We posed some questions to the government departments. First stop, the Climate Change Legislation Team at DEFRA. Did they see that there was a conflict of interests?

“You’re plucking stories out of thin air”, a DEFRA press officer told u.

We asked the Climate Change Committee itself to comment on the idea that there was a conflict of interest.

“You’ve got no evidence”, said their press officer.

But what evidence does one need to show that a conflict of interest exists, other than to point out where the interests lie? We wondered what steps had been taken to make sure that no conflict of interest existed?

“Committee members were asked to declare any conflicts of interest at the time of their appointment. None were declared”, they told us.

Asked if they were politically motivated, the CCC told us

“The CCC has been set up to independently advise Government on tackling climate change and as such does not adhere to any particular ideological agenda. Our analysis is based on factual evidence.”

We asked each department if there was any register of interests – shares, commitments to political causes, and son on – like there is for members of the House of Commons or House of Lords.

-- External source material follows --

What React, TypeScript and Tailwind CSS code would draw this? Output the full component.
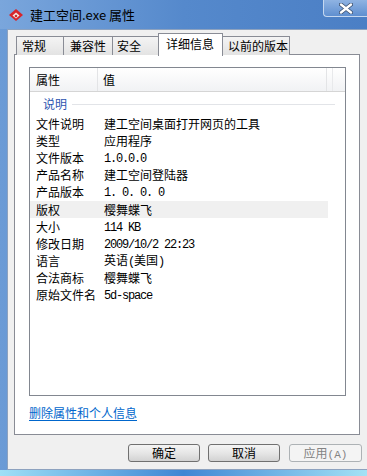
import React from "react";

const CJK = { fontFamily: '"Noto Sans CJK SC", "Noto Sans", sans-serif' };

function Txt({ s }: { s: string }) {
  const parts = s.match(/[\x20-\x7e]+|[^\x20-\x7e]+/g) || [];
  return (
    <>
      {parts.map((p, i) =>
        /^[\x20-\x7e]+$/.test(p) ? (
          <span
            key={i}
            className="text-[12px] tracking-[-1.2px] whitespace-pre"
            style={{ fontFamily: '"Liberation Mono", monospace' }}
          >
            {p}
          </span>
        ) : (
          <span key={i}>{p}</span>
        )
      )}
    </>
  );
}

const rows: [string, string][] = [
  ["文件说明", "建工空间桌面打开网页的工具"],
  ["类型", "应用程序"],
  ["文件版本", "1.0.0.0"],
  ["产品名称", "建工空间登陆器"],
  ["产品版本", "1. 0. 0. 0"],
  ["版权", "樱舞蝶飞"],
  ["大小", "114 KB"],
  ["修改日期", "2009/10/2 22:23"],
  ["语言", "英语(美国)"],
  ["合法商标", "樱舞蝶飞"],
  ["原始文件名", "5d-space"],
];

function Tab({ label, w, pl }: { label: string; w: string; pl: string }) {
  return (
    <div
      className={`${w} ${pl} h-[19px] border border-b-0 border-[#898c95] bg-gradient-to-b from-[#f4f4f4] to-[#e3e3e3] text-[12px] leading-[18px] text-black -ml-px first:ml-0`}
    >
      {label}
    </div>
  );
}

export default function App() {
  return (
    <div
      className="w-[367px] h-[476px] overflow-hidden flex flex-col relative bg-gradient-to-r from-[#6b9bd6] via-[#4d82c8] to-[#5b8fd0]"
      style={CJK}
    >
      {/* title bar */}
      <div className="h-[29px] flex items-center pl-[8px] shrink-0 bg-gradient-to-r from-[#7aa6dc] via-[#5589cc] to-[#4b7fc5]">
        <svg width="16" height="14" viewBox="0 0 16 14">
          <path d="M8 1 L15 7 L8 13 L1 7 Z" fill="#d8252a" />
          <path d="M8 4.5 L11.5 7.5 L8 10.5 L4.5 7.5 Z" fill="#f4e6e0" />
          <path d="M8 6.5 L9.5 8 L8 9.5 L6.5 8 Z" fill="#c11a20" />
        </svg>
        <span className="ml-[6px] text-[13px] text-black leading-none">建工空间.exe 属性</span>
      </div>
      {/* close button */}
      <div className="absolute top-0 right-0 w-[44px] h-[17px] border-l border-b border-[#c5d8f0] rounded-bl-[4px] bg-gradient-to-b from-[#8fb3e2] to-[#5f8fd0] flex items-center justify-center">
        <svg width="14" height="11" viewBox="0 0 14 11">
          <path d="M2 1.5 L12 9.5 M12 1.5 L2 9.5" stroke="#3a4f6e" strokeWidth="4" strokeLinecap="round" />
          <path d="M2 1.5 L12 9.5 M12 1.5 L2 9.5" stroke="#ffffff" strokeWidth="2.4" strokeLinecap="round" />
        </svg>
      </div>

      {/* body */}
      <div className="ml-[7px] h-[441px] shrink-0 bg-[#f0f0f0] border-l border-t border-b border-[#8da2bf] flex flex-col">
        {/* tabs */}
        <div className="h-[25px] flex items-end pl-[8px] relative z-10 shrink-0">
          <Tab label="常规" w="w-[48px]" pl="pl-[5px]" />
          <Tab label="兼容性" w="w-[50px]" pl="pl-[6px]" />
          <Tab label="安全" w="w-[47px]" pl="pl-[4px]" />
          <div className="-ml-px w-[65px] h-[23px] -mb-px border border-b-0 border-[#898c95] bg-white text-[12px] leading-[20px] pl-[7px] text-black">
            详细信息
          </div>
          <Tab label="以前的版本" w="w-[68px]" pl="pl-[5px]" />
        </div>
        {/* panel */}
        <div className="ml-[6px] w-[346px] h-[381px] -mt-px border border-[#898c95] bg-white flex flex-col shrink-0">
          <div className="mt-[12px] ml-[14px] w-[317px] h-[329px] border border-[#828790] bg-white flex flex-col">
            {/* header */}
            <div className="h-[24px] flex items-center bg-gradient-to-b from-[#ffffff] to-[#f1f2f4] border-b border-[#d5d5d5] text-[12px] text-black shrink-0">
              <div className="w-[68px] h-full flex items-center pl-[6px] border-r border-[#e3e4e6]">属性</div>
              <div className="w-[229px] h-full flex items-center pl-[5px] border-r border-[#e3e4e6]">值</div>
              <div className="w-[6px] h-full border-r border-[#e8e9eb]"></div>
            </div>
            {/* group */}
            <div className="h-[22px] flex items-center pl-[13px] pr-[10px] shrink-0 mt-[1px]">
              <span className="text-[12px] text-[#2c55b0]">说明</span>
              <div className="flex-1 h-px bg-[#e2e4e8] ml-[5px]"></div>
            </div>
            <div className="flex flex-col">
              {rows.map(([k, v], i) => (
                <div
                  key={i}
                  className={`h-[17.2px] w-[298px] flex items-center text-[12px] text-black ${
                    k === "版权" ? "bg-[#f0f0f0]" : ""
                  }`}
                >
                  <div className="w-[68px] pl-[6px] whitespace-nowrap">{k}</div>
                  <div className="pl-[6px] whitespace-nowrap">
                    <Txt s={v} />
                  </div>
                </div>
              ))}
            </div>
          </div>
          <div className="ml-[14px] mt-[9px] text-[12px] leading-[16px] text-[#0066cc] underline underline-offset-2">
            删除属性和个人信息
          </div>
        </div>
        {/* buttons */}
        <div className="flex mt-[9px] pl-[120px] gap-[8px] shrink-0">
          <div className="w-[72px] h-[18px] rounded-[3px] border border-[#707070] bg-gradient-to-b from-[#f4f4f4] via-[#e6e6e6] to-[#d2d2d2] text-[12px] leading-[16px] text-center text-black">
            确定
          </div>
          <div className="w-[72px] h-[18px] rounded-[3px] border border-[#707070] bg-gradient-to-b from-[#f4f4f4] via-[#e6e6e6] to-[#d2d2d2] text-[12px] leading-[16px] text-center text-black">
            取消
          </div>
          <div className="ml-px w-[73px] h-[18px] rounded-[3px] border border-[#adb2b5] bg-[#f4f4f4] text-[12px] leading-[16px] text-center text-[#838383]">
            应用<span className="text-[11px]" style={{ fontFamily: '"Liberation Mono", monospace' }}>(A)</span>
          </div>
        </div>
      </div>
      {/* bottom frame */}
      <div className="flex-1 bg-gradient-to-r from-[#9ee0f6] via-[#3f86d3] to-[#a4e2f5]"></div>
    </div>
  );
}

The CCC said there was no such register, simply that appointees were asked to declare anything at the beginning, and that they hadn’t.

So that’s that then. The extent of the scrutiny of appointments to public roles is to ask candidates if there is a conflict of interest. And we have to take their word for it.

Now imagine if it emerged that the panel of experts included a number of oil industry executives – and that the policy advice had recommended lower emissions targets. There would be outrage.

The Commmittee favours a narrow set of solutions, ignoring adaptation and biomass management in favour of carbon markets, from which the participants directly benefit.

(“The whole issue of adaptation needs to be taken off the back burner and receive a lot more serious attention,” the executive secretary of the UN climate secretariat Yvo de Boer now says, citing biomass management as an example).

The claim that the nefarious influence of dirty, dirty oil money has forced action to prevent catastrophic climate change is a mainstay of the environmental movement. It divides the world into villains and heroes. Typical is this broadside by Climate Change Commmittee member, and erstwhile president of the Royal Society, Lord May:

On one hand we have the IPCC, the rest of the world’s major scientific organisations, and the government’s chief scientific adviser, all pointing to the need to cut emissions. On the other we have a small band of sceptics, including lobbyists funded by the US oil industry, a sci-fi writer, and the Daily Mail, who deny the scientists are right.

May might argue that there had been a failure of due process. After all, if Parliament defers to the advice of a committee on the basis that it is not equipped to make good policy, it cannot scrutinise the findings of the committee, and so must accept their advice, or be seen to be acting contrary to the evidence that it has sought.

But shouldn’t we subject the real winners of the climate change debate to the same scrutiny that Lord May subjects climate sceptics?

Eco-Prophets or Eco-Profiteers?

Ben has another article about the Climate Change Committee on The Register today. 

There’s no doubt there’s money to be made from this new legislation, which was passed last week. A recent conference, given the title ‘Cashing in on Carbon’ was, in its own words, “aimed squarely at investment banks, investors and major compliance buyers and is focused on how they can profit today from an increasingly diverse range of carbon-related investment opportunities”.